We are looking for a proactive & highly skilled Technical Support Engineer to provide exceptional technical support to overseas projects, working in rotational shifts to ensure 24/7 availability. This role involves troubleshooting complex issues across cloud platforms, networking, application architectures, and DevOps toolchains. The ideal candidate should be self motivated, a collaborator, agile and a continuous learner.
Key Responsibilities
- Provide technical support and troubleshoot issues related to cloud platforms and services such as Fargate, ECS, DynamoDB, BigQuery, SNS etc.
- Understand the problems by consuming logs and metrics from various sources using the services such as CloudWatch, Prometheus, Grafana, Loki, Alert Managers and Splunk etc.
- Analyze and resolve networking challenges, including load balancers, API gateways, reverse proxies, ingress controllers, and service-to-service communications.

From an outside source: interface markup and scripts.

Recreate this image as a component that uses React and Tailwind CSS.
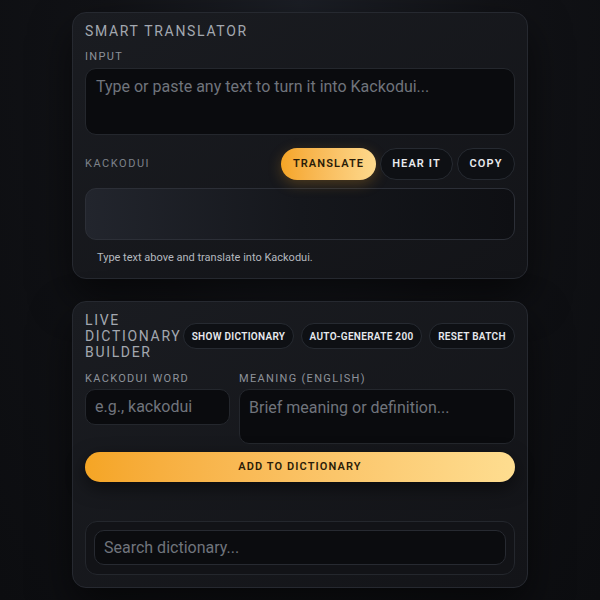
import React from 'react'

const font = { fontFamily: 'Roboto, "Noto Sans", sans-serif' }

const Pill = ({ children, className = '' }) => (
    <button
        className={`rounded-full border border-[#262a31] bg-[#0e1014] font-semibold text-[#e8eaee] ${className}`}
    >
        {children}
    </button>
)

export default function App() {
    return (
        <div
            style={font}
            className="min-h-[600px] w-full bg-[radial-gradient(ellipse_at_50%_0%,#1b1e25_0%,#111216_45%,#0c0d10_100%)] pt-3 pb-3"
        >
            <div className="mx-auto flex w-[456px] flex-col gap-[22px]">
                {/* translator */}
                <section className="rounded-[14px] border border-[#262930] bg-gradient-to-br from-[#1a1c21] to-[#131418] px-3 pt-2 pb-3 shadow-[0_18px_40px_rgba(0,0,0,0.55)]">
                    <h1 className="text-[14px] leading-5 tracking-[0.12em] text-[#a3a8b0]">
                        SMART TRANSLATOR
                    </h1>
                    <div className="mt-2 mb-[3px] text-[11px] leading-4 tracking-[0.12em] text-[#8d929a]">
                        INPUT
                    </div>
                    <div className="h-[67px] rounded-[11px] border border-[#24272d] bg-[#0a0b0e] px-[10px] py-2 text-base leading-5 text-[#70747c]">
                        Type or paste any text to turn it into Kackodui...
                    </div>

                    <div className="mt-[13px] flex items-center justify-between">
                        <span className="text-[11px] tracking-[0.14em] text-[#7d828a]">
                            KACKODUI
                        </span>
                        <div className="flex gap-[4px]">
                            <button className="h-8 w-[95px] rounded-full bg-gradient-to-r from-[#f5a524] to-[#fdd98c] text-[11px] font-semibold tracking-[0.1em] text-[#2a1c08] shadow-[0_4px_14px_rgba(245,165,36,0.25)]">
                                TRANSLATE
                            </button>
                            <Pill className="h-8 w-[73px] text-[11px] tracking-[0.1em]">
                                HEAR IT
                            </Pill>
                            <Pill className="h-8 w-[58px] text-[11px] tracking-[0.1em]">
                                COPY
                            </Pill>
                        </div>
                    </div>

                    <div className="mt-2 h-[52px] rounded-[11px] border border-[#2c2f37] bg-gradient-to-r from-[#22252d] via-[#15171c] to-[#0e0f13]" />

                    <p className="mt-[10px] pl-3 text-[11px] leading-4 text-[#b4b8bf]">
                        Type text above and translate into Kackodui.
                    </p>
                </section>

                {/* dictionary builder */}
                <section className="rounded-[14px] border border-[#262930] bg-gradient-to-br from-[#1a1c21] to-[#131418] px-3 pt-[10px] pb-3 shadow-[0_18px_40px_rgba(0,0,0,0.55)]">
                    <div className="flex items-center justify-between">
                        <h2 className="min-w-0 text-[14px] leading-4 tracking-[0.12em] text-[#a3a8b0]">
                            LIVE DICTIONARY BUILDER
                        </h2>
                        <div className="flex shrink-0 gap-[7px]">
                            <Pill className="h-[26px] w-[111px] text-[10px] tracking-[0.03em]">
                                SHOW DICTIONARY
                            </Pill>
                            <Pill className="h-[26px] w-[121px] text-[10px] tracking-[0.03em]">
                                AUTO-GENERATE 200
                            </Pill>
                            <Pill className="h-[26px] w-[86px] text-[10px] tracking-[0.03em]">
                                RESET BATCH
                            </Pill>
                        </div>
                    </div>

                    <div className="mt-[11px] grid grid-cols-[145px_1fr] items-start gap-x-[9px]">
                        <div>
                            <div className="mb-[2px] text-[11px] leading-4 tracking-[0.12em] text-[#8d929a]">
                                KACKODUI WORD
                            </div>
                            <div className="flex h-9 items-center rounded-[10px] border border-[#24272d] bg-[#0a0b0e] px-[9px] text-base text-[#70747c]">
                                e.g., kackodui
                            </div>
                        </div>
                        <div>
                            <div className="mb-[2px] text-[11px] leading-4 tracking-[0.12em] text-[#8d929a]">
                                MEANING (ENGLISH)
                            </div>
                            <div className="h-[55px] rounded-[10px] border border-[#24272d] bg-[#0a0b0e] px-[9px] pt-2 text-base leading-5 text-[#70747c]">
                                Brief meaning or definition...
                            </div>
                        </div>
                    </div>

                    <button className="mt-2 h-[30px] w-full rounded-full bg-gradient-to-r from-[#f5a524] to-[#fedd90] text-[11px] font-semibold tracking-[0.1em] text-[#2a1c08] shadow-[0_6px_18px_rgba(0,0,0,0.5)]">
                        ADD TO DICTIONARY
                    </button>

                    <div className="mt-[39px] rounded-[12px] border border-[#24272d] bg-[#121317] px-2 pt-2 pb-[9px]">
                        <div className="flex h-[35px] items-center rounded-[10px] border border-[#272a31] bg-[#0b0c0f] px-[9px] text-base text-[#70747c]">
                            Search dictionary...
                        </div>
                    </div>
                </section>
            </div>
        </div>
    )
}
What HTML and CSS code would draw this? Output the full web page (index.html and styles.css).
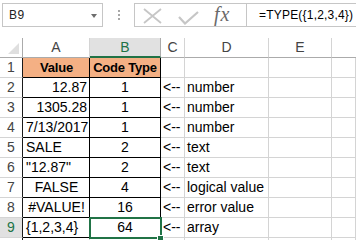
FILE: index.html
```html
<!DOCTYPE html>
<html>
<head>
<meta charset="utf-8">
<link rel="stylesheet" href="styles.css">
</head>
<body>
<div class="app">
  <div class="fbar">
    <div class="namebox"><span>B9</span><span class="arrow"></span></div>
    <div class="grip"><i></i><i></i><i></i></div>
    <div class="fbtns">
      <svg class="ic-x" width="19" height="16" viewBox="0 0 19 16"><path d="M1 1 L18 15 M18 1 L1 15" stroke="#c6c6c6" stroke-width="1.8" fill="none"/></svg>
      <svg class="ic-ok" width="21" height="14" viewBox="0 0 21 14"><path d="M1 6 L7 12.5 L20 1" stroke="#c6c6c6" stroke-width="2.2" fill="none"/></svg>
      <span class="fx">fx</span>
    </div>
    <div class="finput">=TYPE({1,2,3,4})</div>
  </div>
  <div class="sheet">
    <div class="corner"><span class="tri"></span></div>
    <div class="ch">A</div><div class="ch sel-h">B</div><div class="ch">C</div><div class="ch">D</div><div class="ch">E</div><div class="ch last"></div>

    <div class="rh">1</div><div class="c t hd a">Value</div><div class="c t hd">Code Type</div><div class="c"></div><div class="c"></div><div class="c"></div><div class="c"></div>

    <div class="rh">2</div><div class="c t a r">12.87</div><div class="c t m">1</div><div class="c">&lt;--</div><div class="c">number</div><div class="c"></div><div class="c"></div>
    <div class="rh">3</div><div class="c t a r">1305.28</div><div class="c t m">1</div><div class="c">&lt;--</div><div class="c">number</div><div class="c"></div><div class="c"></div>
    <div class="rh">4</div><div class="c t a r">7/13/2017</div><div class="c t m">1</div><div class="c">&lt;--</div><div class="c">number</div><div class="c"></div><div class="c"></div>
    <div class="rh">5</div><div class="c t a">SALE</div><div class="c t m">2</div><div class="c">&lt;--</div><div class="c">text</div><div class="c"></div><div class="c"></div>
    <div class="rh">6</div><div class="c t a">"12.87"</div><div class="c t m">2</div><div class="c">&lt;--</div><div class="c">text</div><div class="c"></div><div class="c"></div>
    <div class="rh">7</div><div class="c t a m">FALSE</div><div class="c t m">4</div><div class="c">&lt;--</div><div class="c">logical value</div><div class="c"></div><div class="c"></div>
    <div class="rh">8</div><div class="c t a m">#VALUE!</div><div class="c t m">16</div><div class="c">&lt;--</div><div class="c">error value</div><div class="c"></div><div class="c"></div>
    <div class="rh sel-r">9</div><div class="c t a">{1,2,3,4}</div><div class="c t m active">64<span class="sel"><span class="handle"></span></span></div><div class="c">&lt;--</div><div class="c">array</div><div class="c"></div><div class="c"></div>
    <div class="rh"></div><div class="c"></div><div class="c"></div><div class="c"></div><div class="c"></div><div class="c"></div><div class="c"></div>
  </div>
</div>
</body>
</html>
```

FILE: styles.css
```css
html, body {
  margin: 0;
  padding: 0;
  background: #ffffff;
  overflow: hidden;
}
.app {
  width: 356px;
  height: 240px;
  overflow: hidden;
  font-family: "Liberation Sans", Arial, sans-serif;
  color: #000;
}
.fbar {
  display: flex;
  height: 24px;
  margin-top: 3px;
  padding-left: 2px;
}
.namebox {
  width: 101px;
  box-sizing: border-box;
  border: 1px solid #c6c6c6;
  display: flex;
  align-items: center;
  justify-content: space-between;
  padding: 0 5px 0 6px;
  font-size: 12px;
  letter-spacing: 0.5px;
  color: #222;
}
.arrow {
  width: 0;
  height: 0;
  border-left: 3.5px solid transparent;
  border-right: 3.5px solid transparent;
  border-top: 4px solid #6d6d6d;
  margin-top: 1px;
}
.grip {
  width: 31px;
  display: flex;
  flex-direction: column;
  align-items: center;
  justify-content: center;
  gap: 2px;
}
.grip i {
  display: block;
  width: 2px;
  height: 2px;
  background: #a8a8a8;
}
.fbtns {
  width: 113px;
  box-sizing: border-box;
  border: 1px solid #c6c6c6;
  display: flex;
  align-items: center;
  padding-left: 8px;
}
.ic-x {
  margin-top: 1px;
}
.ic-ok {
  margin-left: 16px;
  margin-top: 6px;
}
.fx {
  margin-left: 15px;
  font-family: "Liberation Serif", "Times New Roman", serif;
  font-style: italic;
  font-size: 20px;
  letter-spacing: 1px;
  color: #6a6a6a;
  line-height: 20px;
  margin-top: -2px;
}
.finput {
  flex: 1;
  box-sizing: border-box;
  border-top: 1px solid #c6c6c6;
  border-bottom: 1px solid #c6c6c6;
  padding-left: 12px;
  font-size: 12px;
  letter-spacing: 0.2px;
  line-height: 22px;
  color: #000;
  white-space: nowrap;
}
.sheet {
  margin-top: 11px;
  display: grid;
  grid-template-columns: 23px 67px 71px 24px 84px 63px 24px;
  grid-auto-rows: 20px;
  font-size: 14px;
  line-height: 19px;
}
.sheet > div {
  box-sizing: border-box;
  white-space: nowrap;
  overflow: visible;
}
.corner {
  border-right: 1px solid #ababab;
  border-bottom: 1px solid #ababab;
  position: relative;
}
.tri {
  position: absolute;
  right: 3px;
  bottom: 3px;
  width: 0;
  height: 0;
  border-left: 11px solid transparent;
  border-bottom: 11px solid #dfdfdf;
}
.ch {
  text-align: center;
  color: #444;
  border-right: 1px solid #d4d4d4;
  border-bottom: 1px solid #ababab;
}
.ch.last {
  border-right: none;
}
.ch.sel-h {
  background: #e1e1e1;
  color: #217346;
  border-bottom: 2px solid #217346;
  border-right-color: #ababab;
}
.rh {
  text-align: center;
  color: #444;
  border-right: 1px solid #1a1a1a;
  border-bottom: 1px solid #d4d4d4;
}
.rh.sel-r {
  background: #e1e1e1;
  color: #217346;
}
.c {
  border-right: 1px solid #d4d4d4;
  border-bottom: 1px solid #d4d4d4;
  padding: 0 2px;
}
.c.t {
  border-right-color: #000;
  border-bottom-color: #000;
}
.c.a {
  padding-left: 3px;
}
.c.r {
  text-align: right;
  padding-right: 2px;
}
.c.m {
  text-align: center;
}
.c.hd {
  background: #f4b084;
  font-weight: bold;
  font-size: 13px;
  text-align: center;
  letter-spacing: -0.2px;
}
.active {
  position: relative;
}
.sel {
  position: absolute;
  left: -1px;
  top: -1px;
  width: 73px;
  height: 22px;
  box-sizing: border-box;
  border: 2px solid #217346;
}
.handle {
  position: absolute;
  left: 66px;
  top: 16px;
  width: 5px;
  height: 5px;
  background: #217346;
  border: 1px solid #fff;
}
```
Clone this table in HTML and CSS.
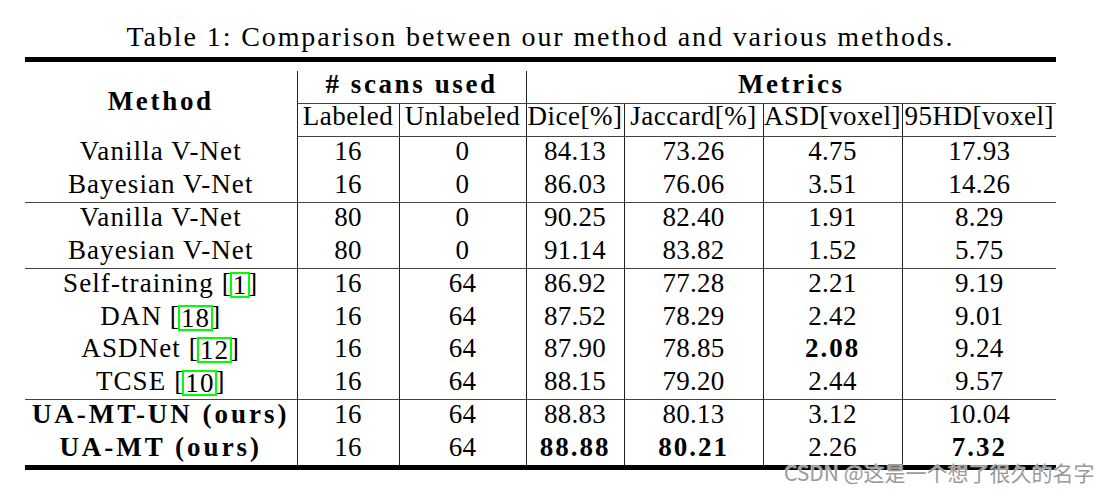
FILE: index.html
```html
<!DOCTYPE html>
<html lang="en">
<head>
<meta charset="utf-8">
<title>Table 1</title>
<link rel="stylesheet" href="styles.css">
</head>
<body>
<div class="page">
  <p class="caption">Table 1: Comparison between our method and various methods.</p>
  <div class="table-wrap">
    <table class="results">
      <colgroup>
        <col class="c-method">
        <col class="c-lab">
        <col class="c-unlab">
        <col class="c-dice">
        <col class="c-jac">
        <col class="c-asd">
        <col class="c-hd">
      </colgroup>
      <thead>
        <tr class="head-1">
          <th rowspan="2" class="method-head">Method</th>
          <th colspan="2" class="group-head">#&nbsp;scans used</th>
          <th colspan="4" class="group-head">Metrics</th>
        </tr>
        <tr class="head-2">
          <th>Labeled</th>
          <th>Unlabeled</th>
          <th>Dice[%]</th>
          <th>Jaccard[%]</th>
          <th>ASD[voxel]</th>
          <th>95HD[voxel]</th>
        </tr>
      </thead>
      <tbody>
        <tr><td class="name">Vanilla V-Net</td><td>16</td><td>0</td><td>84.13</td><td>73.26</td><td>4.75</td><td>17.93</td></tr>
        <tr><td class="name">Bayesian V-Net</td><td>16</td><td>0</td><td>86.03</td><td>76.06</td><td>3.51</td><td>14.26</td></tr>
      </tbody>
      <tbody>
        <tr><td class="name">Vanilla V-Net</td><td>80</td><td>0</td><td>90.25</td><td>82.40</td><td>1.91</td><td>8.29</td></tr>
        <tr><td class="name">Bayesian V-Net</td><td>80</td><td>0</td><td>91.14</td><td>83.82</td><td>1.52</td><td>5.75</td></tr>
      </tbody>
      <tbody>
        <tr><td class="name">Self-training [<span class="cite">1</span>]</td><td>16</td><td>64</td><td>86.92</td><td>77.28</td><td>2.21</td><td>9.19</td></tr>
        <tr><td class="name">DAN [<span class="cite">18</span>]</td><td>16</td><td>64</td><td>87.52</td><td>78.29</td><td>2.42</td><td>9.01</td></tr>
        <tr><td class="name">ASDNet [<span class="cite">12</span>]</td><td>16</td><td>64</td><td>87.90</td><td>78.85</td><td class="best">2.08</td><td>9.24</td></tr>
        <tr><td class="name">TCSE [<span class="cite">10</span>]</td><td>16</td><td>64</td><td>88.15</td><td>79.20</td><td>2.44</td><td>9.57</td></tr>
      </tbody>
      <tbody>
        <tr><td class="name ours">UA-MT-UN (ours)</td><td>16</td><td>64</td><td>88.83</td><td>80.13</td><td>3.12</td><td>10.04</td></tr>
        <tr><td class="name ours">UA-MT (ours)</td><td>16</td><td>64</td><td class="best">88.88</td><td class="best">80.21</td><td>2.26</td><td class="best">7.32</td></tr>
      </tbody>
    </table>
  </div>
  <div class="watermark">CSDN @这是一个想了很久的名字</div>
</div>
</body>
</html>
```

FILE: styles.css
```css
* {
  box-sizing: border-box;
}

html,
body {
  margin: 0;
  background: #ffffff;
}

body {
  font-family: "Liberation Serif", "Times New Roman", serif;
  color: #000000;
}

.page {
  position: relative;
  width: 1113px;
  height: 489px;
  padding: 21px 0 0 25px;
  overflow: hidden;
}

.caption {
  width: 1031px;
  margin: 0 0 4px;
  font-size: 28px;
  line-height: 32px;
  text-align: center;
  letter-spacing: 1.9px;
  white-space: nowrap;
}

.table-wrap {
  width: 1031px;
  border-top: 5px solid #000000;
  border-bottom: 5px solid #000000;
  padding-top: 9px;
}

.results {
  width: 100%;
  table-layout: fixed;
  border-collapse: collapse;
  font-size: 27px;
}

.c-method { width: 272px; }
.c-lab { width: 102px; }
.c-unlab { width: 127px; }
.c-dice { width: 98px; }
.c-jac { width: 139px; }
.c-asd { width: 139px; }
.c-hd { width: 154px; }

.results th,
.results td {
  padding: 0;
  text-align: center;
  white-space: nowrap;
}

.results th {
  font-weight: normal;
}

/* vertical rules between columns */
.head-1 th + th,
.head-2 th,
.results td + td {
  border-left: 1px solid #222222;
}

.head-1 th {
  font-weight: bold;
  letter-spacing: 2.6px;
  line-height: 26px;
  padding-bottom: 6px;
}

.head-1 .group-head {
  border-bottom: 1px solid #444444;
}

.head-1 .method-head {
  vertical-align: middle;
  padding-bottom: 5px;
  letter-spacing: 2.7px;
}

.head-2 th {
  line-height: 24px;
  padding-bottom: 8px;
  letter-spacing: 0.5px;
  border-bottom: 1px solid #444444;
}

.results td {
  line-height: 29.5px;
  padding-bottom: 3px;
  letter-spacing: 0.3px;
}

.results td.name {
  letter-spacing: 1.1px;
}

.results td.ours {
  font-weight: bold;
  letter-spacing: 3px;
}

.results td.best {
  font-weight: bold;
  letter-spacing: 2px;
}

.results tbody + tbody {
  border-top: 1px solid #444444;
}

.cite {
  display: inline-block;
  line-height: 22px;
  padding: 0 1px;
  margin: 0 -2px;
  border: 2px solid #00ff00;
  position: relative;
  top: 2px;
}

.watermark {
  position: absolute;
  left: 784px;
  top: 462px;
  font-family: "Noto Sans CJK SC", "Noto Sans", sans-serif;
  font-size: 21px;
  line-height: 21px;
  color: #9a9a9a;
  white-space: nowrap;
  text-shadow: 0 0 1px #ffffff, 0 0 2px #ffffff;
}
```
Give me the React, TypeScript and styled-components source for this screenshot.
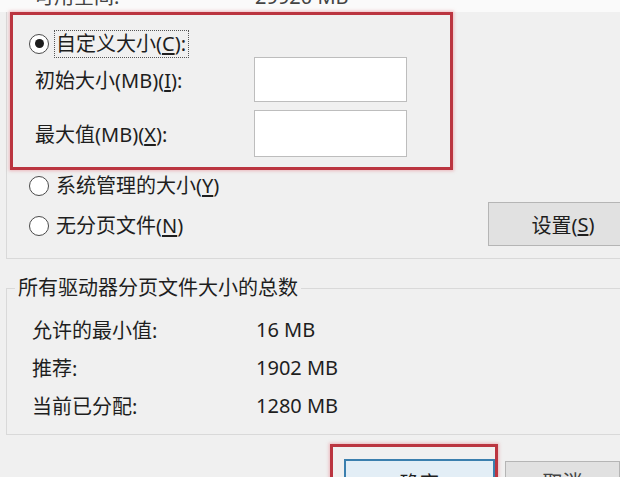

- Work on issues related to client-server communications, firewalls, and virtual machines.
- Collaborate with DevOps teams to manage and troubleshoot toolchains like Docker, Kubernetes, Jenkins, Ingress Controllers etc.
- Act as the first point of contact for technical queries and escalate issues when necessary.
- Liaise with development and operations teams to identify root causes and resolve incidents effectively.
- Document troubleshooting steps, solutions, and maintain a knowledge base for recurring issues.
- Collaborate with cross-functional teams to implement best practices for monitoring and incident response.
- Participate in shift handovers and provide timely updates on ongoing issues.
Technical Skills
Cloud Platforms and Services
- Hands on knowledge working with Fargate and ECS for managing and troubleshooting containerized workloads.
- Proficiency with DynamoDB and BigQuery for analyzing data and take decisions based on the analysis.
- Hands-on knowledge of SNS for debugging message delivery issues and integration workflows.
Monitoring and Logging Tools
- Proficiency in CloudWatch Logs, Loki, and Splunk for consuming and analyzing logs to identify and resolve issues.
- Hands-on knowledge with Prometheus and Grafana for analysing metrics using dashboards and monitoring system health.
- Knowledge of Alert Manager for configuring and managing alert escalation.
- Ability to interpret metrics from various sources and create actionable insights.
Networking and Security
- Understanding of load balancers (e.g., ALB, NLB) for distributing traffic and troubleshooting connectivity issues.
- Knowledge in API Gateways like AWS API Gateway or NGINX for managing API traffic.
- Knowledge of reverse proxies and ingress controllers (e.g., NGINX Ingress, Traefik) for managing internal/external traffic.
- Understanding service-to-service communications, including DNS, HTTP/HTTPS, and gRPC protocols.
- Hands-on knowledge with firewalls, security groups, and IAM roles for secure communications.
- Troubleshooting skills for VM-related issues in platforms like AWS EC2 or equivalent.
DevOps Toolchains
- Proficiency with Docker for managing container images and runtime debugging.
- Understanding of Kubernetes concepts of managing deployments, ingress setups, and pod-related issues and related troubleshooting commands and mechanisms.
- Knowledge of CI/CD pipeline building tools such as Jenkins, GitHub Actions, ArgoCD for building, deploying, and managing automated pipelines.
- Understanding of Ingress controllers (e.g., NGINX, Traefik) and SSL termination for secure routing.
Troubleshooting and Incident Management
- Strong problem-solving skills to identify root causes using logs, metrics, and system-level debugging.
- Ability to document detailed troubleshooting steps and solutions for recurring issues.
Collaboration and Communication
- Ability working with cross-functional teams (DevOps, development, and operations) to resolve incidents.
- Skills in effective and proactive communication to escalate issues and provide updates during shift handovers.
- Proficiency with tools like Slack, JIRA, Confluence, or Google Workspace for collaboration and issue tracking.
Experience Required
Technical Support Engineer with minimum 0.5 years of experience.
Job Types: Full-time, Permanent
Pay: ₹400,000.00 - ₹600,000.00 per year
Benefits:
- Health insurance
- Provident Fund
Work Location: In person